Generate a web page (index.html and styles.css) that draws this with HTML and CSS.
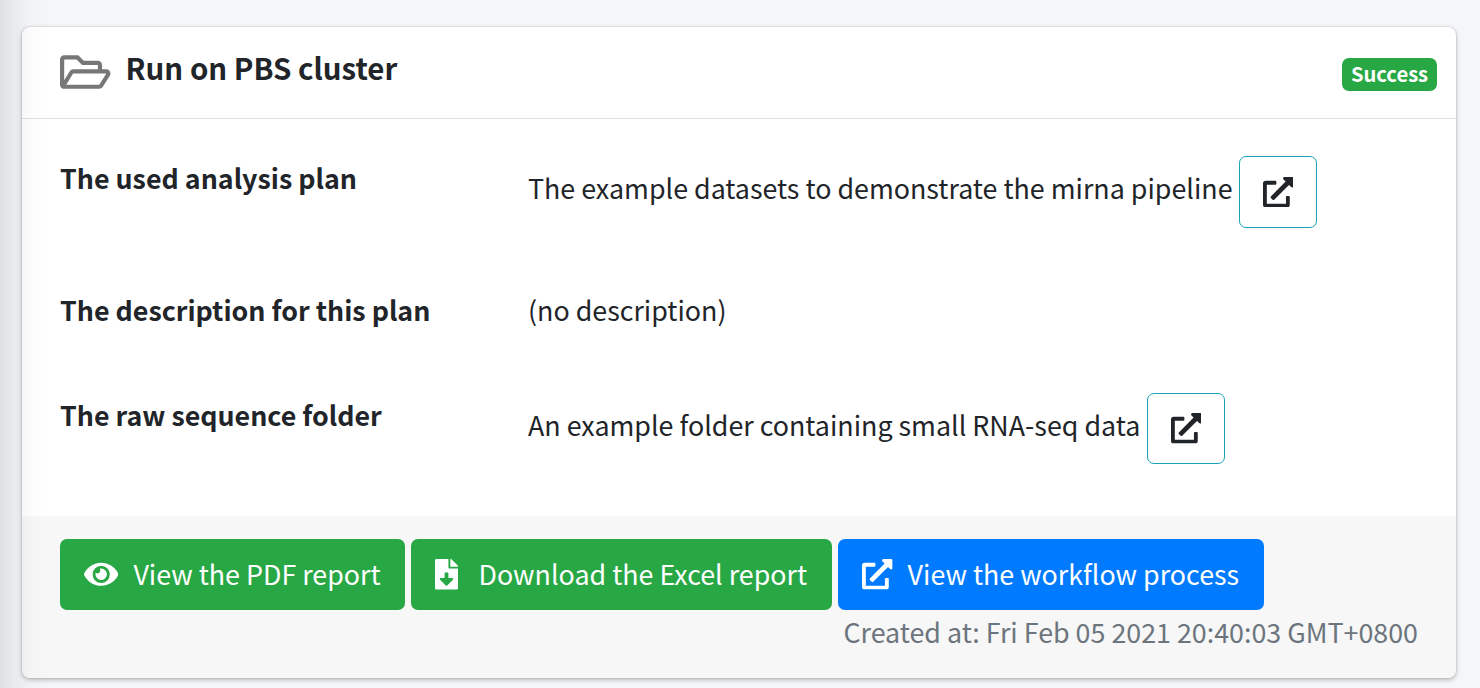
FILE: index.html
```html
<!DOCTYPE html>
<html lang="en">
<head>
<meta charset="utf-8">
<title>Run on PBS cluster</title>
<link rel="stylesheet" href="styles.css">
</head>
<body>
<svg class="defs" aria-hidden="true">
  <symbol id="open" viewBox="0 0 512 512"><path d="M432,320H400a16,16,0,0,0-16,16V448H64V128H208a16,16,0,0,0,16-16V80a16,16,0,0,0-16-16H48A48,48,0,0,0,0,112V464a48,48,0,0,0,48,48H400a48,48,0,0,0,48-48V336A16,16,0,0,0,432,320ZM488,0h-128c-21.37,0-32.05,25.91-17,41l35.73,35.73L135,320.37a24,24,0,0,0,0,34L157.67,377a24,24,0,0,0,34,0L435.28,133.32,471,169c15,15,41,4.5,41-17V24A24,24,0,0,0,488,0Z"/></symbol>
</svg>
<main class="card">
  <header class="card-header">
    <svg class="folder" viewBox="0 64 576 384"><path d="M527.9 224H480v-48c0-26.5-21.5-48-48-48H272l-64-64H48C21.5 64 0 85.5 0 112v288c0 26.5 21.5 48 48 48h400c16.5 0 31.9-8.5 40.7-22.6l79.9-128c20-31.9-3-73.4-40.7-73.4zM48 118c0-3.3 2.7-6 6-6h134.1l64 64H426c3.3 0 6 2.7 6 6v42H152c-16.8 0-32.4 8.8-41.1 23.2L48 351.4zm400 282H72l77.2-128H528z"/></svg>
    <h1 class="title">Run on PBS cluster</h1>
    <span class="badge">Success</span>
  </header>
  <dl class="card-body">
    <dt class="label">The used analysis plan</dt>
    <dd class="value"><span>The example datasets to demonstrate the mirna pipeline</span><a class="btn btn-outline btn-tall"><svg class="icon"><use href="#open"/></svg></a></dd>
    <dt class="label">The description for this plan</dt>
    <dd class="value value-plain">(no description)</dd>
    <dt class="label">The raw sequence folder</dt>
    <dd class="value"><span>An example folder containing small RNA-seq data</span><a class="btn btn-outline"><svg class="icon"><use href="#open"/></svg></a></dd>
  </dl>
  <footer class="card-footer">
    <div class="actions">
      <a class="btn btn-success btn-pdf"><svg class="icon icon-eye" viewBox="0 0 576 512"><path d="M572.52 241.4C518.29 135.59 410.93 64 288 64S57.68 135.64 3.48 241.41a32.35 32.35 0 0 0 0 29.19C57.71 376.41 165.07 448 288 448s230.32-71.64 284.52-177.41a32.35 32.35 0 0 0 0-29.19zM288 400a144 144 0 1 1 144-144 143.93 143.93 0 0 1-144 144zm0-240a95.31 95.31 0 0 0-25.31 3.79 47.85 47.85 0 0 1-66.9 66.9A95.78 95.78 0 1 0 288 160z"/></svg><span>View the PDF report</span></a>
      <a class="btn btn-success btn-excel"><svg class="icon icon-file" viewBox="0 0 384 512"><path d="M224 136V0H24C10.7 0 0 10.7 0 24v464c0 13.3 10.7 24 24 24h336c13.3 0 24-10.7 24-24V160H248c-13.2 0-24-10.8-24-24zm76.45 211.36l-96.42 95.7c-6.65 6.61-17.39 6.61-24.04 0l-96.42-95.7C73.42 337.29 80.54 320 94.82 320H160v-80c0-8.84 7.16-16 16-16h32c8.84 0 16 7.16 16 16v80h65.18c14.28 0 21.4 17.29 11.27 27.36zM377 105L279.1 7c-4.5-4.5-10.6-7-17-7H256v128h128v-6.1c0-6.3-2.5-12.4-7-16.9z"/></svg><span>Download the Excel report</span></a>
      <a class="btn btn-primary"><svg class="icon"><use href="#open"/></svg><span>View the workflow process</span></a>
    </div>
    <p class="created">Created at: Fri Feb 05 2021 20:40:03 GMT+0800</p>
  </footer>
</main>
<div class="edge-shade"></div>
</body>
</html>
```
FILE: styles.css
```css
* { box-sizing: border-box; }
body {
  position: relative;
  margin: 0;
  height: 688px;
  padding: 27px 24px 10px 22px;
  overflow: hidden;
  background: #f4f6f9;
  color: #212529;
  font: 26.84px/44px "Noto Sans CJK SC", "Noto Sans", sans-serif;
}
.defs { display: none; }
svg { fill: currentColor; flex: none; }
.card {
  display: flex;
  flex-direction: column;
  height: 651px;
  border-radius: 8px;
  background: #fff;
  box-shadow: 0 0 2px rgba(0,0,0,.2), 0 2px 5px rgba(0,0,0,.24);
}
.card-header {
  display: flex;
  align-items: flex-start;
  height: 92px;
  padding: 0 19px 0 38px;
  border-bottom: 1px solid #dfdfdf;
}
.folder { width: 50.5px; height: 34px; margin-top: 28px; color: #777; }
.title { margin: 17px 0 0 15px; font-size: 29.45px; font-weight: 700; line-height: 46px; }
.badge {
  margin: 31px 0 0 auto;
  width: 95px;
  height: 33px;
  border-radius: 7px;
  background: #28a745;
  color: #fff;
  font-size: 20.2px;
  font-weight: 700;
  line-height: 32px;
  text-align: center;
}
.card-body {
  display: grid;
  grid-template-columns: 468px 1fr;
  grid-template-rows: 132px 105px 1fr;
  flex: 1;
  margin: 0;
  padding: 37px 0 0 38px;
}
.label { font-weight: 700; font-size: 26.8px; }
.value { display: flex; gap: 6.4px; align-items: flex-start; margin: 0; line-height: 64px; }
.value-plain { line-height: 44px; }
.btn {
  display: flex;
  align-items: center;
  height: 71px;
  padding: 0 24px;
  border-radius: 7px;
  line-height: 36px;
  white-space: nowrap;
}
.btn-outline { width: 78.4px; border: 1px solid #17a2b8; padding: 0 22.8px; }
.btn-tall { height: 72px; }
.btn-success { background: #28a745; color: #fff; }
.btn-primary { width: 426px; background: #007bff; color: #fff; }
.btn-pdf { width: 345px; }
.btn-excel { width: 421px; }
.icon { width: 30.6px; height: 30.6px; }
.icon-eye { width: 34.4px; }
.icon-file { width: 23px; }
.btn .icon + span { margin-left: 15px; padding-bottom: 2px; }
.btn .icon-file + span { margin-left: 20.5px; }
.card-footer { height: 162px; padding: 23px 38px 0; border-radius: 0 0 8px 8px; background: #f7f7f7; }
.actions { display: flex; gap: 6px; }
.created { margin: 0; color: #6c757d; text-align: right; }
.edge-shade {
  position: absolute;
  inset: 0 auto 0 0;
  width: 48px;
  background: linear-gradient(90deg, rgba(0,0,0,.085), rgba(0,0,0,.045) 35%, rgba(0,0,0,.012) 65%, transparent);
}
```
********
- SET PROBLEM: Each line of the data is to be duplicated exactly; pictures stay out of the copy.

- TASK SOLUTION:
Generate a web page (index.html and styles.css) that draws this with HTML and CSS.
FILE: index.html
```html
<!DOCTYPE html>
<html lang="en">
<head>
<meta charset="utf-8">
<title>Run on PBS cluster</title>
<link rel="stylesheet" href="styles.css">
</head>
<body>
<svg class="defs" aria-hidden="true">
  <symbol id="open" viewBox="0 0 512 512"><path d="M432,320H400a16,16,0,0,0-16,16V448H64V128H208a16,16,0,0,0,16-16V80a16,16,0,0,0-16-16H48A48,48,0,0,0,0,112V464a48,48,0,0,0,48,48H400a48,48,0,0,0,48-48V336A16,16,0,0,0,432,320ZM488,0h-128c-21.37,0-32.05,25.91-17,41l35.73,35.73L135,320.37a24,24,0,0,0,0,34L157.67,377a24,24,0,0,0,34,0L435.28,133.32,471,169c15,15,41,4.5,41-17V24A24,24,0,0,0,488,0Z"/></symbol>
</svg>
<main class="card">
  <header class="card-header">
    <svg class="folder" viewBox="0 64 576 384"><path d="M527.9 224H480v-48c0-26.5-21.5-48-48-48H272l-64-64H48C21.5 64 0 85.5 0 112v288c0 26.5 21.5 48 48 48h400c16.5 0 31.9-8.5 40.7-22.6l79.9-128c20-31.9-3-73.4-40.7-73.4zM48 118c0-3.3 2.7-6 6-6h134.1l64 64H426c3.3 0 6 2.7 6 6v42H152c-16.8 0-32.4 8.8-41.1 23.2L48 351.4zm400 282H72l77.2-128H528z"/></svg>
    <h1 class="title">Run on PBS cluster</h1>
    <span class="badge">Success</span>
  </header>
  <dl class="card-body">
    <dt class="label">The used analysis plan</dt>
    <dd class="value"><span>The example datasets to demonstrate the mirna pipeline</span><a class="btn btn-outline btn-tall"><svg class="icon"><use href="#open"/></svg></a></dd>
    <dt class="label">The description for this plan</dt>
    <dd class="value value-plain">(no description)</dd>
    <dt class="label">The raw sequence folder</dt>
    <dd class="value"><span>An example folder containing small RNA-seq data</span><a class="btn btn-outline"><svg class="icon"><use href="#open"/></svg></a></dd>
  </dl>
  <footer class="card-footer">
    <div class="actions">
      <a class="btn btn-success btn-pdf"><svg class="icon icon-eye" viewBox="0 0 576 512"><path d="M572.52 241.4C518.29 135.59 410.93 64 288 64S57.68 135.64 3.48 241.41a32.35 32.35 0 0 0 0 29.19C57.71 376.41 165.07 448 288 448s230.32-71.64 284.52-177.41a32.35 32.35 0 0 0 0-29.19zM288 400a144 144 0 1 1 144-144 143.93 143.93 0 0 1-144 144zm0-240a95.31 95.31 0 0 0-25.31 3.79 47.85 47.85 0 0 1-66.9 66.9A95.78 95.78 0 1 0 288 160z"/></svg><span>View the PDF report</span></a>
      <a class="btn btn-success btn-excel"><svg class="icon icon-file" viewBox="0 0 384 512"><path d="M224 136V0H24C10.7 0 0 10.7 0 24v464c0 13.3 10.7 24 24 24h336c13.3 0 24-10.7 24-24V160H248c-13.2 0-24-10.8-24-24zm76.45 211.36l-96.42 95.7c-6.65 6.61-17.39 6.61-24.04 0l-96.42-95.7C73.42 337.29 80.54 320 94.82 320H160v-80c0-8.84 7.16-16 16-16h32c8.84 0 16 7.16 16 16v80h65.18c14.28 0 21.4 17.29 11.27 27.36zM377 105L279.1 7c-4.5-4.5-10.6-7-17-7H256v128h128v-6.1c0-6.3-2.5-12.4-7-16.9z"/></svg><span>Download the Excel report</span></a>
      <a class="btn btn-primary"><svg class="icon"><use href="#open"/></svg><span>View the workflow process</span></a>
    </div>
    <p class="created">Created at: Fri Feb 05 2021 20:40:03 GMT+0800</p>
  </footer>
</main>
<div class="edge-shade"></div>
</body>
</html>
```
FILE: styles.css
```css
* { box-sizing: border-box; }
body {
  position: relative;
  margin: 0;
  height: 688px;
  padding: 27px 24px 10px 22px;
  overflow: hidden;
  background: #f4f6f9;
  color: #212529;
  font: 26.84px/44px "Noto Sans CJK SC", "Noto Sans", sans-serif;
}
.defs { display: none; }
svg { fill: currentColor; flex: none; }
.card {
  display: flex;
  flex-direction: column;
  height: 651px;
  border-radius: 8px;
  background: #fff;
  box-shadow: 0 0 2px rgba(0,0,0,.2), 0 2px 5px rgba(0,0,0,.24);
}
.card-header {
  display: flex;
  align-items: flex-start;
  height: 92px;
  padding: 0 19px 0 38px;
  border-bottom: 1px solid #dfdfdf;
}
.folder { width: 50.5px; height: 34px; margin-top: 28px; color: #777; }
.title { margin: 17px 0 0 15px; font-size: 29.45px; font-weight: 700; line-height: 46px; }
.badge {
  margin: 31px 0 0 auto;
  width: 95px;
  height: 33px;
  border-radius: 7px;
  background: #28a745;
  color: #fff;
  font-size: 20.2px;
  font-weight: 700;
  line-height: 32px;
  text-align: center;
}
.card-body {
  display: grid;
  grid-template-columns: 468px 1fr;
  grid-template-rows: 132px 105px 1fr;
  flex: 1;
  margin: 0;
  padding: 37px 0 0 38px;
}
.label { font-weight: 700; font-size: 26.8px; }
.value { display: flex; gap: 6.4px; align-items: flex-start; margin: 0; line-height: 64px; }
.value-plain { line-height: 44px; }
.btn {
  display: flex;
  align-items: center;
  height: 71px;
  padding: 0 24px;
  border-radius: 7px;
  line-height: 36px;
  white-space: nowrap;
}
.btn-outline { width: 78.4px; border: 1px solid #17a2b8; padding: 0 22.8px; }
.btn-tall { height: 72px; }
.btn-success { background: #28a745; color: #fff; }
.btn-primary { width: 426px; background: #007bff; color: #fff; }
.btn-pdf { width: 345px; }
.btn-excel { width: 421px; }
.icon { width: 30.6px; height: 30.6px; }
.icon-eye { width: 34.4px; }
.icon-file { width: 23px; }
.btn .icon + span { margin-left: 15px; padding-bottom: 2px; }
.btn .icon-file + span { margin-left: 20.5px; }
.card-footer { height: 162px; padding: 23px 38px 0; border-radius: 0 0 8px 8px; background: #f7f7f7; }
.actions { display: flex; gap: 6px; }
.created { margin: 0; color: #6c757d; text-align: right; }
.edge-shade {
  position: absolute;
  inset: 0 auto 0 0;
  width: 48px;
  background: linear-gradient(90deg, rgba(0,0,0,.085), rgba(0,0,0,.045) 35%, rgba(0,0,0,.012) 65%, transparent);
}
```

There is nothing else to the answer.